To use an example: when you say goodbye to your friends before going off to college, it isn’t a definitive goodbye. You’ll still see them during the holidays, and you’ll text them, etc. Let’s agree that the reason we say goodbye is because the way we see them is about to change. Instead of hanging out every day, you’ll hang out a few times a year. Less and less as time goes by, and eventually, you’ll stop.
But you won’t say anything then, because you’ll already have moved on. Saying goodbye to someone is really saying farewell to your current friendship situation, a way to preemptively let go so you’re okay when it actually happens.
Same thing here. I’m saying goodbye to my current life situation, which is being a child, but I’m not really letting go yet. I’ll still watch the same movies, act like my same old self; I’ll even hang out with the same people, at least until I leave for college (but that’ll be a completely separate emotional post).

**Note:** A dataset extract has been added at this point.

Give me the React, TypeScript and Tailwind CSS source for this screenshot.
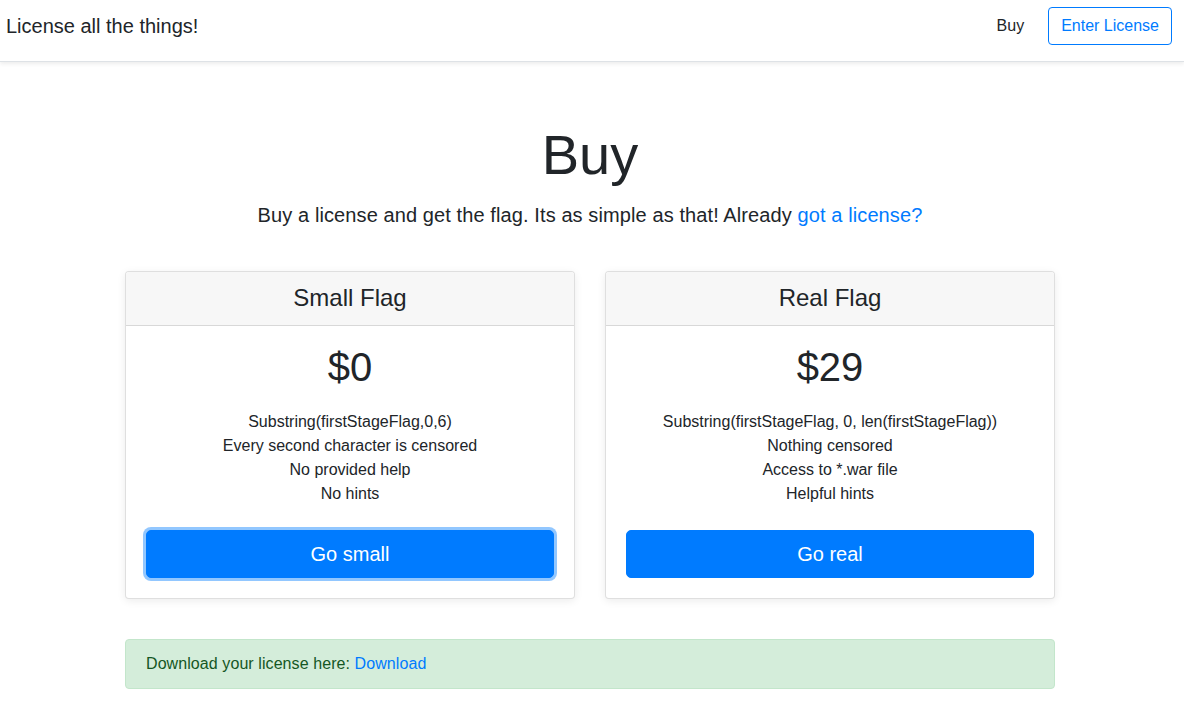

So yeah, this is more of my excuse to say goodbye to childhood rather than an actual farewell. It’s not like I’ll wake up tomorrow in a suit with slicked back hair and a briefcase full of mortgage bills. But I’ll start acting like a kid less and less, the same as you see your friends less and less after saying goodbye. Then, one day, you realize you don’t really miss those things anymore. And you wonder what even happened when you weren’t looking.
My favorite kinds of books are the ones with kids as heroes. That’s the kind I write, incidentally. Whenever I would read the ones about the socially awkward guys, the fourteen year olds just starting high school who are cool but shy or whatever, I’d always think, “That’s me.” But I’m not a fourteen year old kid just starting high school anymore. I’m almost done. When I was going in, I just wanted more than anything to find a solid group of friends, figure out exactly what I want to do, get good enough at doing that, and more than anything, get to the point where every day I live is life at its fullest.
I’m there, guys. It took a while, but I’m finally at the exact right point in life. I have the best group of friends I could ever ask for, I know without a doubt that I want to write (not professionally, though; even my ambition has a limit), and I think I’m finally at the point where I’m good at it. It used to be that I couldn’t wait for the day to end, but now, the days never seem long enough for me.
But, I digress. The point is that when I was younger, all I wanted to do was ride out the roller coaster and hope it took me to a good place. And now that it has, I’m a little sad to get off the ride.
But! I’m not really getting off. Just changing rides. I know that a lot of people reading this, especially adults, are slapping their keyboards and crying out, “You silly teenager, your life is just getting started!”
See, I get where you’re coming from. But I also think that people don’t emphasize enough just how awesome of a thing childhood is. Two of my brightest friends (my Ideal Readers, in case you were wondering) aren’t even in high school yet.
So yeah, I’m sad to be finished with this ride. But I have no clue where this next one will take me, and this time, I’m not in a hurry to get to the end. I’m just excited to see where it goes before it gets there.
Because there are so many things out there worse than growing up. There are plenty of emotions worse than missing something fun that happened. After all, I’d rather hurt a thousand times over because of good memories than hurt once because of bad ones. And whenever I think, this is the time of my life, I remind myself that I can never really be sure until I live the rest.
Wish me luck, everyone. Here comes the rest of my life.